Wednesday, February 18, 2009

BC Budget

So the BC government release their 2009/10 budget and three-year outlook yesterday. I wanted to point out the three-year capital spending for transportation projects.

Roads
– Gateway program $368m
– Rehabilitation $438m
– Interior and rural side roads $150m
– Oil and gas rural road improvement program $94m
– Mountain pine beetle strategy $90m
– Highway 1 – Kicking Horse Canyon $44m
– Sea-to-Sky highway $44m
– Okanagan Valley corridor $69m
– Cariboo connector program $60m
– Other highway corridors and programs $398m
Total $1755m

Transit

– Canada Line Rapid Transit Project $60m
– Evergreen Line $195m
– Rail rapid transit projects $76m
– Buses and other transit priorities $186m
Total $517m

Other
– Airports and ports $24m
– Cycling infrastructure $17m
Total $41m

Total spending $2,313m

As you can see, road building takes up the vast majority of capital spending in the province. What I also think is interesting is the Ministry of Transportation (and Infrastructures) statements on their solutions to climate change and congestion:

Climate Change

Transportation accounts for about 40 per cent of the greenhouse gas emissions in the province; automobiles alone account for 16 per cent and strategies for reducing emissions must entail significant investment in transit infrastructure and services, and cycling facilities. Initiatives are also required to reduce emissions from buses, trucks, trains, planes and ships. The main focus will be on reducing fuel consumption through the development and adoption of new emission standards and through incentives to encourage the deployment of new technologies.

Urban Population Growth
Alternatives to single-occupant vehicle use are required to support the development of denser communities to accommodate urban population growth. The Provincial Transit Plan targets market share for public transit of 17 per cent for metro Vancouver by 2020 and 22 per cent by 2030, up from 12 per cent in 2008, through the provision of a world class transit network. Denser communities will encourage further transit and will facilitate walking and cycling as alternate travel modes. Volatile, but generally rising fuel prices will also change travel behaviour and shift mode preferences away from single-occupant vehicles.
Also interesting is this statement:
The Province has taken the lead on a number of transit planning initiatives that will be used to identify the infrastructure expansion requirements: for the residents of the Fraser Valley, the potential to use the Southern Rail corridor; for residents of Vancouver Island, a Regional Transit Study for Greater Victoria and an assessment of the E&N corridor along the east side of the Island… In addition, the Province and TransLink are co-sponsoring detailed planning work to evaluate alignment and technology options for the UBC Line and the Surrey Expansion.
It seems to me that the Fraser Valley and Surrey are being treated as two different projects. Looking at the providing rail service in Abbotsford and Chilliwack without making it a part of a larger strategy that would include Surrey and Langley would be doomed to be a 2090 Transit Plan.

1 comment:

Anonymous said...

While this blog and many of its readers would prefer to see Gateway money put into effective transit services that would free the existing roadways for increased truck traffic, we need to remember that this is a province-wide plan. It addresses specific issues like the pine beetle devastation, access to the natural resources that provide jobs to our rural areas and improvements to a provincial highway system that quite frankly is embarrassing in many places. BC is much more than just Vancouver and Victoria.
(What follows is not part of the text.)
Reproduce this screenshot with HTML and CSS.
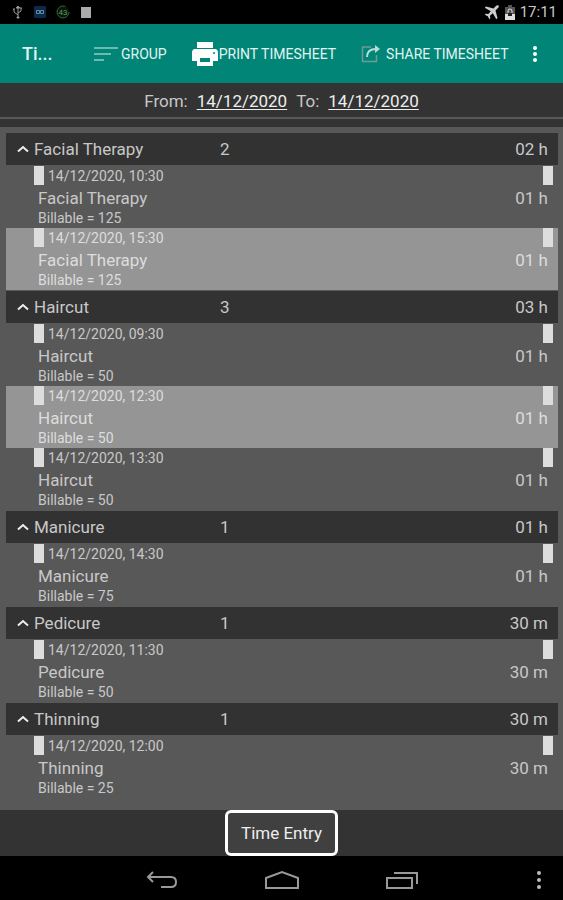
FILE: index.html
```
<!DOCTYPE html>
<html lang="en">
<head>
    <meta charset="UTF-8">
    <meta name="viewport" content="width=device-width, initial-scale=1.0">
    <title>Timesheet</title>
    <link rel="stylesheet" href="styles.css">
</head>
<body>
    <div class="status-bar">
        <div class="status-icons">
            <svg width="12" height="14" viewBox="0 0 12 14" fill="none" stroke="#999"><path d="M6 2v10M6 10L2 7V4M6 8l3-2V3"/><path d="M4 3l2-2 2 2zM5 12h2v1H5zM1 4h2M8 3h2" fill="#999"/></svg>
            <svg width="12" height="12" viewBox="0 0 12 12"><rect width="12" height="12" rx="1" fill="#0c2a48"/><path d="M2.5 4.500h3v3h-3zM6.500 4.500h3v3h-3z" fill="none" stroke="#6688a5"/></svg>
            <svg width="14" height="14" viewBox="0 0 14 14"><circle cx="7" cy="7" r="6" fill="#0b160b" stroke="#2f6b30" stroke-dasharray="30 8"/><text x="7" y="10" class="badge-text">43</text></svg>
            <svg width="11" height="13" viewBox="0 0 11 13"><rect x="1" y="1" width="10" height="11" fill="#aaa"/></svg>
        </div>
        <div class="status-right">
            <svg width="16" height="16" viewBox="0 0 16 16"><path d="M14.500 1.500c-1-.8-2 0-2.800.8L9.500 4.500 2 2.500.8 3.700l6 3.500-2.500 2.800-2.500-.3-1 1 3 1.500 1.500 3 1-1-.3-2.500 2.800-2.500 3.500 6 1.200-1.200-2-7.500 2.200-2.200c.8-.8 1.600-1.800.8-2.800z" fill="#ccc"/></svg>
            <svg width="10" height="15" viewBox="0 0 10 15"><path d="M3 0h4v2h3v13H0V2h3z" fill="#555"/><path d="M0 9h10v6H0z" fill="#ddd"/><path d="M3 8V6a2 2 0 014 0v2" fill="none" stroke="#ddd"/><path d="M3 8h4v3H3z" fill="#222"/></svg>
            <span>17:11</span>
        </div>
    </div>

    <header class="toolbar">
        <h1 class="title">Ti...</h1>
        <button class="tool group-btn">
            <svg width="26" height="18" viewBox="0 0 26 18" stroke="#6dbab0" stroke-width="2"><path d="M1 3h24M1 9h17M1 15h10"/></svg>
            Group
        </button>
        <button class="tool print-btn">
            <svg width="28" height="26" viewBox="0 0 28 26"><path d="M6 1h16v6H6z" fill="#fff"/><path d="M4 8h20q3 0 3 4v8h-5v5H6v-5H1v-8q0-4 3-4z" fill="#fff"/><path d="M9 17h10v4H9z" fill="#008577"/><circle cx="23" cy="12" r="1" fill="#008577"/></svg>
            Print timesheet
        </button>
        <button class="tool share-btn">
            <svg width="20" height="18" viewBox="0 0 20 18" fill="none"><path d="M10 2H1.500v14.500h14V10" stroke="#6f9c94" stroke-width="1.500"/><path d="M6 12c0-5 3-8 9-8" stroke="#b9dcd7" stroke-width="2"/><path d="M14 0l5 4-5 4z" fill="#b9dcd7"/></svg>
            Share timesheet
        </button>
        <button class="more-btn" aria-label="More options">
            <svg width="4" height="16" viewBox="0 0 4 16" fill="#fff"><circle cx="2" cy="2" r="2"/><circle cx="2" cy="8" r="2"/><circle cx="2" cy="14" r="2"/></svg>
        </button>
    </header>

    <div class="date-range">
        <span>From:</span> <a href="#">14/12/2020</a>
        <span>To:</span> <a href="#">14/12/2020</a>
    </div>

    <main class="list">
        <section class="group">
            <button class="group-header">
                <svg class="chevron" viewBox="0 0 12 8"><path d="M1 6.500L6 2l5 4.500"/></svg>
                <span class="name">Facial Therapy</span><span class="count">2</span><span class="total">02 h</span>
            </button>
            <div class="entry">
                <div class="date">14/12/2020, 10:30</div>
                <div class="task"><span>Facial Therapy</span><span>01 h</span></div>
                <div class="billable">Billable = 125</div>
            </div>
            <div class="entry selected">
                <div class="date">14/12/2020, 15:30</div>
                <div class="task"><span>Facial Therapy</span><span>01 h</span></div>
                <div class="billable">Billable = 125</div>
            </div>
        </section>

        <section class="group">
            <button class="group-header">
                <svg class="chevron" viewBox="0 0 12 8"><path d="M1 6.500L6 2l5 4.500"/></svg>
                <span class="name">Haircut</span><span class="count">3</span><span class="total">03 h</span>
            </button>
            <div class="entry">
                <div class="date">14/12/2020, 09:30</div>
                <div class="task"><span>Haircut</span><span>01 h</span></div>
                <div class="billable">Billable = 50</div>
            </div>
            <div class="entry selected">
                <div class="date">14/12/2020, 12:30</div>
                <div class="task"><span>Haircut</span><span>01 h</span></div>
                <div class="billable">Billable = 50</div>
            </div>
            <div class="entry">
                <div class="date">14/12/2020, 13:30</div>
                <div class="task"><span>Haircut</span><span>01 h</span></div>
                <div class="billable">Billable = 50</div>
            </div>
        </section>

        <section class="group">
            <button class="group-header">
                <svg class="chevron" viewBox="0 0 12 8"><path d="M1 6.500L6 2l5 4.500"/></svg>
                <span class="name">Manicure</span><span class="count">1</span><span class="total">01 h</span>
            </button>
            <div class="entry">
                <div class="date">14/12/2020, 14:30</div>
                <div class="task"><span>Manicure</span><span>01 h</span></div>
                <div class="billable">Billable = 75</div>
            </div>
        </section>

        <section class="group">
            <button class="group-header">
                <svg class="chevron" viewBox="0 0 12 8"><path d="M1 6.500L6 2l5 4.500"/></svg>
                <span class="name">Pedicure</span><span class="count">1</span><span class="total">30 m</span>
            </button>
            <div class="entry">
                <div class="date">14/12/2020, 11:30</div>
                <div class="task"><span>Pedicure</span><span>30 m</span></div>
                <div class="billable">Billable = 50</div>
            </div>
        </section>

        <section class="group">
            <button class="group-header">
                <svg class="chevron" viewBox="0 0 12 8"><path d="M1 6.500L6 2l5 4.500"/></svg>
                <span class="name">Thinning</span><span class="count">1</span><span class="total">30 m</span>
            </button>
            <div class="entry">
                <div class="date">14/12/2020, 12:00</div>
                <div class="task"><span>Thinning</span><span>30 m</span></div>
                <div class="billable">Billable = 25</div>
            </div>
        </section>
    </main>

    <div class="bottom-bar">
        <button class="entry-btn">Time Entry</button>
    </div>

    <nav class="nav-bar">
        <span></span>
        <button aria-label="Back">
            <svg width="32" height="20" viewBox="0 0 32 20"><path d="M7 2L2 7l5 5M2 7h23q5 0 5 5t-5 5H15"/></svg>
        </button>
        <button aria-label="Home">
            <svg width="36" height="20" viewBox="0 0 36 20"><path d="M2 18V8l16-6 16 6v10z"/></svg>
        </button>
        <button aria-label="Recent apps">
            <svg width="34" height="20" viewBox="0 0 34 20"><path d="M2 8h25v10H2zM9 3h23v11"/></svg>
        </button>
        <button class="nav-more" aria-label="Menu">
            <svg width="6" height="20" viewBox="0 0 6 20"><circle cx="3" cy="3" r="2"/><circle cx="3" cy="10" r="2"/><circle cx="3" cy="17" r="2"/></svg>
        </button>
    </nav>
</body>
</html>
```
FILE: styles.css
```
* {
    box-sizing: border-box;
}

body {
    font-family: Roboto, sans-serif;
    margin: 0;
    min-height: 100vh;
    display: flex;
    flex-direction: column;
    background: #585858;
    color: #c8c8c8;
}

button {
    font-family: inherit;
    color: inherit;
    background: none;
    border: none;
    padding: 0;
    cursor: pointer;
}

svg {
    display: block;
    flex: none;
}

/* Status bar */
.status-bar {
    display: flex;
    justify-content: space-between;
    align-items: center;
    height: 24px;
    padding: 0 6px 0 12px;
    background: #000;
    font-size: 15px;
}

.status-icons {
    display: flex;
    align-items: center;
    gap: 10px;
}

.status-right {
    display: flex;
    align-items: center;
    gap: 5px;
}

.badge-text {
    font-size: 8px;
    fill: #5f9a5f;
    text-anchor: middle;
}

/* Toolbar */
.toolbar {
    display: flex;
    align-items: center;
    height: 59px;
    padding: 0 22px;
    background: #008577;
    color: #e2f3f1;
}

.title {
    width: 32px;
    margin: 0;
    font-size: 18px;
    font-weight: 500;
    white-space: nowrap;
}

.tool {
    display: flex;
    align-items: center;
    font-size: 14px;
    text-transform: uppercase;
    white-space: nowrap;
}

.group-btn {
    gap: 2px;
    margin-left: 39px;
}

.print-btn {
    margin-left: 24px;
}

.share-btn {
    gap: 5px;
    margin-left: 25px;
}

.more-btn {
    margin-left: auto;
    padding: 0 4px;
}

/* Date range */
.date-range {
    display: flex;
    justify-content: center;
    gap: 9px;
    height: 44px;
    padding-top: 8px;
    background: linear-gradient(#585858, #585858) 0 34px / 100% 2px no-repeat #333;
    font-size: 17px;
    line-height: 20px;
}

.date-range a {
    color: #eee;
    text-underline-offset: 2px;
}

/* Grouped entries */
.list {
    flex: 1;
    padding: 6px 5px 6px 6px;
}

.group {
    margin-bottom: 1px;
}

.group-header {
    display: grid;
    grid-template-columns: 28px 186px 1fr auto;
    align-items: center;
    width: 100%;
    height: 32px;
    margin-bottom: 1px;
    padding-right: 10px;
    background: #323232;
    font-size: 17px;
    text-align: left;
}

.chevron {
    width: 12px;
    height: 8px;
    margin-left: 11px;
    fill: none;
    stroke: #eee;
    stroke-width: 2;
}

.entry {
    height: 62px;
    padding: 0 10px 0 32px;
    background: linear-gradient(#ddd, #ddd) 28px 0 / 10px 19px no-repeat,
        linear-gradient(#ddd, #ddd) right 5px top 0 / 10px 19px no-repeat;
}

.entry.selected {
    background-color: #959595;
    color: #ddd;
}

.date {
    padding-left: 10px;
    font-size: 14px;
    line-height: 21px;
}

.task {
    display: flex;
    justify-content: space-between;
    font-size: 17px;
    line-height: 22px;
}

.billable {
    font-size: 14px;
    line-height: 19px;
}

/* Bottom bar */
.bottom-bar {
    display: flex;
    justify-content: center;
    height: 46px;
    background: #333;
}

.entry-btn {
    padding: 0 13px;
    border: 3px solid #fff;
    border-radius: 6px;
    background: #404040;
    color: #eee;
    font-size: 17px;
}

/* System navigation */
.nav-bar {
    display: grid;
    grid-template-columns: 1fr 120px 120px 120px 1fr;
    align-items: center;
    height: 44px;
    padding: 4px 21px 0;
    background: #000;
}

.nav-bar button {
    justify-self: center;
}

.nav-bar svg {
    fill: none;
    stroke: #999;
    stroke-width: 2;
}

.nav-bar .nav-more {
    justify-self: end;
}

.nav-more circle {
    fill: #bbb;
    stroke: none;
}
```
At the same time I must agree with most observers that the province does not have and never has had a comprehensive plan for public transit in Metro Vancouver. The plans that were generated by other groups have been systematically ignored in favor of high priced "boutique" transit that hasn't done anything to reduce automobile dependence.

Back in the early 1980's the government should have had a look at the existing rail network and relatively flat roadways and come up with a light rail network for the future. This would have been the blueprint for development and halted or dramatically slowed the sprawl that has occurred in the valley. Friends of government would no doubt have purchased land and made a killing by developing and re-selling it, but that always happens anyway. Successive governments would have altered the priorities and built certain lines before others, but if they stuck to the original "flat" corridors the network would have grown predictably, quickly and inexpensively. We could have hundreds of km of light rail in place today had any of our Premiers had the guts to reject SkyTrain.

It should be a major embarrassment to decades of BC politicians that Calgary's light rail system carries more people than SkyTrain at a fraction of the cost and that their network will soon be more extensive than even the most ambitious 2040 plans for SkyTrain.